Yesterday for whatever reason, I started thinking about 90s boy and girl bands, including (oddly) S Club 7, and how people have continually bitched about 'manufactured music'. And then it kind of hit me / made sense. It's sort of impossible...somewhat anyway...for a band that doesn't play instruments to come together naturally.

Think about this realistically: you're a group of singers (perhaps lyricists or songwriters if you're lucky) but not one of you has more than a smattering of musical talent beyond that. You don't have the fundage to hire a backing band (and you won't until you have a legit record contract) - so you either have to shell out big bucks for cheesy backing tracks by someone that doesn't get your vision, or you risk being relegated to the doo-wop barbershop faction.

Thus, the music industry steps in and offers a ripe, juicy recording contract to any individuals - or small connected groups (Brian and Kevin from BSB, Nick and Drew from 98 Degrees - I'm looking at you) - interested in their shot at the big time.

There isn't much difference between putting together a group of 3-5 of these guys or gals, and those same people seeking out solo careers. Well actually, there may be one difference, in that a fair number of future banders have probably spent some time trying to make it on their own - and after the short stint of success their bands have, try to do so afterwards. Manufactured singing groups are very much a situation where the whole is greater than the sum of the parts. The charisma of four or five can balance things out so that the more lacklustre members still get some lovin' (Howie from BSB, Chris from *NSYNC, Mel C from the Spice know what I'm talking about).

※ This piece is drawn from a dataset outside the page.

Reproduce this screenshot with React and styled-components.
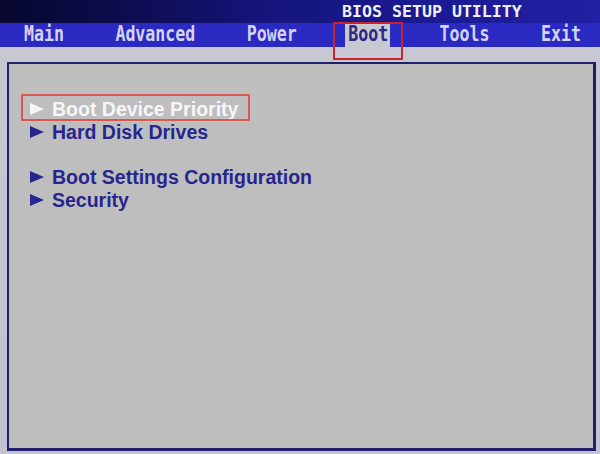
import React from "react";
import styled, { createGlobalStyle } from "styled-components";

const Global = createGlobalStyle`
  html, body { margin: 0; padding: 0; background: #c6c6d2; }
  body { width: 600px; height: 454px; overflow: hidden; }
`;

const Screen = styled.div`
  width: 600px;
  height: 454px;
  display: flex;
  flex-direction: column;
  background: linear-gradient(180deg, #cdcdd6 0px, #c8c8d2 20px, #c2c2d0 100%);
`;

const TitleBar = styled.div`
  height: 23px;
  flex: none;
  background: linear-gradient(90deg, #07072e 0%, #0c0c4e 20%, #15157c 45%, #1b1b96 75%, #2020a4 100%);
  display: flex;
  align-items: center;
  padding-left: 342px;
  box-sizing: border-box;
`;

const Title = styled.span`
  font-family: "DejaVu Sans Mono", "Liberation Mono", monospace;
  font-weight: bold;
  font-size: 16.6px;
  color: #f0f0f8;
  line-height: 1;
  margin-top: 2px;
`;

const MenuBar = styled.div`
  height: 24px;
  flex: none;
  background: #2a2ac2;
  display: flex;
  align-items: stretch;
  gap: 46.4px;
  padding-left: 21px;
`;

const Tab = styled.div`
  position: relative;
  flex: none;
  width: ${(p) => p.$chars * 10 + 5}px;
  box-sizing: border-box;
  display: flex;
  align-items: center;
  padding: 0 2px 0 3px;
  background: ${(p) => (p.$active ? "#c8c8d0" : "transparent")};
  color: ${(p) => (p.$active ? "#2a2a84" : "#d4d4f2")};
  font-family: "DejaVu Sans Mono", "Liberation Mono", monospace;
  font-weight: bold;
  font-size: 16.6px;

  ${(p) =>
    p.$active &&
    `
    &::after {
      content: "";
      position: absolute;
      left: -12px;
      right: -13px;
      top: -1px;
      bottom: -13px;
      border: 2px solid #cc2230;
      border-radius: 1px;
    }
  `}
`;

const TabText = styled.span`
  display: inline-block;
  transform: scaleY(1.25);
  line-height: 1;
  margin-top: 1px;
  white-space: nowrap;
`;

const Panel = styled.div`
  flex: 1;
  margin: 15px 4px 3px 7px;
  border: 2px solid #20206a;
  border-right-width: 3px;
  border-bottom-width: 3px;
  background: #bebebe;
  padding: 34px 0 0 12px;
  display: flex;
  flex-direction: column;
  align-items: flex-start;
`;

const Row = styled.div`
  position: relative;
  display: flex;
  align-items: center;
  gap: 9px;
  height: 22.8px;
  padding: 0 12px 0 9px;
  color: ${(p) => (p.$selected ? "#f6f6f6" : "#26268e")};
  font-family: "Liberation Sans", Arial, sans-serif;
  font-weight: bold;
  font-size: 19.5px;
  line-height: 22.8px;
  white-space: nowrap;

  ${(p) =>
    p.$selected &&
    `
    &::before {
      content: "";
      position: absolute;
      left: 0;
      right: 0;
      top: -4px;
      bottom: 0;
      border: 2px solid #d65a50;
      border-radius: 1px;
    }
  `}
`;

const Arrow = styled.span`
  width: 0;
  height: 0;
  border-left: 14px solid currentColor;
  border-top: 6.5px solid transparent;
  border-bottom: 6.5px solid transparent;
  margin-top: -1px;
  margin-right: -1px;
`;

const Spacer = styled.div`
  height: 22.8px;
`;

const tabs = ["Main", "Advanced", "Power", "Boot", "Tools", "Exit"];

export default function App() {
  return (
    <>
      <Global />
      <Screen>
        <TitleBar>
          <Title>BIOS SETUP UTILITY</Title>
        </TitleBar>
        <MenuBar>
          {tabs.map((t) => (
            <Tab key={t} $chars={t.length} $active={t === "Boot"}>
              <TabText>{t}</TabText>
            </Tab>
          ))}
        </MenuBar>
        <Panel>
          <Row $selected>
            <Arrow />
            Boot Device Priority
          </Row>
          <Row>
            <Arrow />
            Hard Disk Drives
          </Row>
          <Spacer />
          <Row>
            <Arrow />
            Boot Settings Configuration
          </Row>
          <Row>
            <Arrow />
            Security
          </Row>
        </Panel>
      </Screen>
    </>
  );
}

Thus, I am in support of the manufactured bands of yesteryear. They never asked to be taken 'seriously', as when is the last time you heard of a singing-only 'rock group'? They were just out there producing feel-good pop for the masses that still holds up for sentimentality and "I'm so lame, but it's okay, you are too" conversations.

I recently realized I know pretty much every verse, chorus, hook, and vocal gymnastic warble on the first two Spice Girls albums, despite not listening to them for half a decade. And you know what? Those girls had a reunion tour for a reason - because on their own, they just aren't as dynamic.

The same can be said about most 'respected' bands out there today - with a few notable exceptions (Pete from Fall Out Boy, Flea from Red Hot Chili Peppers, or Richie Sambora from Bon Jovi for example) how often do you know ANY member of a band other than the lead singer? My aunt regularly hangs out with Coldplay - sans Chris Martin. Slightly less exciting, no?

And thus was the realized power of the all-singing, marginally musical pop group of the 90s: there was something for everyone! Multiple voices! Slightly different archetypal styles and personalities! Signature moves!

Am I saying it's time to go back to this? No, but I am saying that the music industry was onto something, and I'm not ashamed to say it wasn't so bad after all.